When you give up an addiction, people around you become really mean and petty. They do things specifically to irritate you. I think they lie in wait, just trying to stress you out so you'll fail. Then, of course, you can go back to your addiction and be the old sunny personality they know and love, and they won't have to deal with the cranky you anymore. I'm sure that's why they do it. (Right, John?)
Oh, let's have company for dinner. (Let's not.) I already invited him. (Fine.) Don't worry about it. I'll grill. (Great.) Just marinate some steaks. (We don't own any steaks.) We'll go get some, then. (Like I really wanted another trip to the store.) Can't you marinate that for me? (Fine.) What time is dinner? (This is your deal.
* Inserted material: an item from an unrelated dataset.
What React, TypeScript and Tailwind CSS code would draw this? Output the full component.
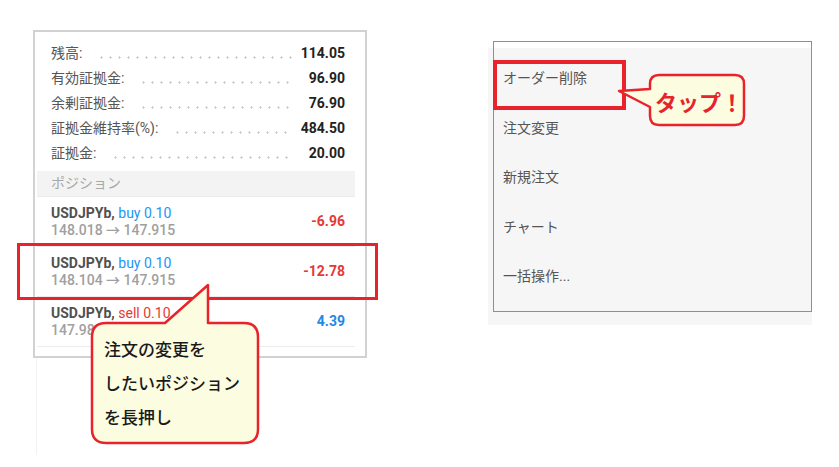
import React from "react";

const summary = [
  { label: "残高:", value: "114.05" },
  { label: "有効証拠金:", value: "96.90" },
  { label: "余剰証拠金:", value: "76.90" },
  { label: "証拠金維持率(%):", value: "484.50" },
  { label: "証拠金:", value: "20.00" },
];

const positions = [
  { side: "buy", lots: "0.10", from: "148.018", to: "147.915", profit: "-6.96" },
  { side: "buy", lots: "0.10", from: "148.104", to: "147.915", profit: "-12.78" },
  { side: "sell", lots: "0.10", from: "147.985", to: "147.915", profit: "4.39" },
];

const menu = ["オーダー削除", "注文変更", "新規注文", "チャート", "一括操作..."];

function SummaryRow(props: { label: string; value: string }) {
  return (
    <div className="flex h-[25px] items-center pl-[14px] pr-[10px]">
      <span className="text-[14px] text-[#555]">{props.label}</span>
      <div className="ml-[15px] h-[3px] flex-1 translate-y-[4px] bg-[radial-gradient(circle,#c4c4c4_0.9px,transparent_1.2px)] bg-[length:9px_3px] bg-repeat-x" />
      <span className="w-[53px] text-right text-[14px] font-bold text-[#222]">
        {props.value}
      </span>
    </div>
  );
}

function PositionRow(props: {
  side: string;
  lots: string;
  from: string;
  to: string;
  profit: string;
}) {
  const isBuy = props.side === "buy";
  const loss = props.profit.startsWith("-");
  return (
    <div className="flex h-[50px] items-center border-b border-[#ececec] pl-[14px] pr-[10px]">
      <div className="flex-1 text-[14px] leading-[17px]">
        <div>
          <span className="font-bold text-[#505050]">USDJPYb, </span>
          <span className={isBuy ? "text-[#2196f3]" : "text-[#e53935]"}>
            {props.side} {props.lots}
          </span>
        </div>
        <div className="font-medium text-[#a0a0a0]">
          {props.from} → {props.to}
        </div>
      </div>
      <span
        className={
          "text-[14px] font-bold " + (loss ? "text-[#e53935]" : "text-[#1e88e5]")
        }
      >
        {props.profit}
      </span>
    </div>
  );
}

export default function App() {
  return (
    <div className="relative flex h-[467px] w-[839px] items-start overflow-hidden bg-white font-['Roboto','Noto_Sans_CJK_JP',sans-serif]">
      {/* left: account panel */}
      <div className="ml-[33px] mt-[30px] flex flex-col">
        <div className="h-[328px] w-[334px] border-2 border-[#d2d2d2] bg-white">
          <div className="ml-[2px] w-[318px] pt-[9px]">
            {summary.map((s) => (
              <SummaryRow key={s.label} label={s.label} value={s.value} />
            ))}
            <div className="mt-[5px] flex h-[26px] items-center border-b border-[#ececec] bg-[#f3f3f3] pl-[14px] text-[14px] text-[#a8a8a8]">
              ポジション
            </div>
            {positions.map((p, i) => (
              <PositionRow key={i} {...p} />
            ))}
          </div>
        </div>
        <div className="ml-[3px] h-[97px] w-px bg-[#f2f2f2]" />
      </div>

      {/* right: context menu */}
      <div className="ml-[121px] mt-[41px] h-[284px] w-[324px] bg-[linear-gradient(transparent_7px,#f6f6f6_7px)]">
        <div className="ml-[5px] h-[271px] w-[319px] border border-[#8f8f8f] bg-[linear-gradient(#fff_6px,#f6f6f6_6px)] pt-[12px]">
          {menu.map((m) => (
            <div
              key={m}
              className="flex h-[49.5px] items-center pl-[9px] text-[14px] text-[#555]"
            >
              {m}
            </div>
          ))}
        </div>
      </div>

      {/* highlight boxes */}
      <div className="absolute left-[17px] top-[243px] h-[57px] w-[361px] border-[3px] border-[#e8232b]" />
      <div className="absolute left-[493px] top-[60px] h-[50px] w-[133px] border-4 border-[#e8232b]" />

      {/* callout shapes */}
      <svg
        className="pointer-events-none absolute left-0 top-0"
        width="839"
        height="467"
        viewBox="0 0 839 467"
      >
        <path
          d="M106 323 L165 323 L208 285 L208 323 L244 323 Q258 323 258 337 L258 429 Q258 443 244 443 L106 443 Q92 443 92 429 L92 337 Q92 323 106 323 Z"
          fill="#fcfce0"
          stroke="#e8232b"
          strokeWidth="2.5"
          strokeLinejoin="round"
        />
        <path
          d="M659 75 L735 75 Q744 75 744 84 L744 116 Q744 125 735 125 L659 125 Q650 125 650 116 L650 107 L619 91 L650 89 L650 84 Q650 75 659 75 Z"
          fill="#fcfce0"
          stroke="#e8232b"
          strokeWidth="2.5"
          strokeLinejoin="round"
        />
      </svg>

      <div className="absolute left-[104px] top-[333px] text-[17px] font-medium leading-[34px] text-[#1a1a1a]">
        <div>注文の変更を</div>
        <div>したいポジション</div>
        <div>を長押し</div>
      </div>
      <div className="absolute left-[655px] top-[89px] text-[22px] font-bold leading-[30px] text-[#e8232b]">
        タップ！
      </div>
    </div>
  );
}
You decide.) Six. Let's do it at six. (Fine. I'll have everything else ready to go when the meat is done at six.)
So at five thirty, when I'm starting the potatoes, John comes in and tells me the meat's done, and he's just let our neighbor know that he should come over right away. Why would he do that? Because John got hungry early and moved up the time for dinner. Did he tell me so I could get the salads and vegetables and spuds done early? Nope. French bread is still in its package. Dessert is baking, twenty-five minutes left on the timer. Can't turn the oven up to grill the bread when it's baking nut bread. Can't do potatoes and vegetables and salad in five minutes.
Nobody can convince me he accidentally forgot to tell me to get everything else ready early. He wants me to fail, right? He does this every time I quit: pulls little stunts to add on the stress. Surprise to him. This time it's political. He can pull all the little nasty tricks he wants. I might just go on strike, but I'm not going to fail. I refuse to pay an extra dollar a pack in taxes for Obama and the idiots in Congress to spend on things I don't agree with. And that's the truth. Maybe I'll run away from home for a week or two, but I won't be smoking, wherever I go.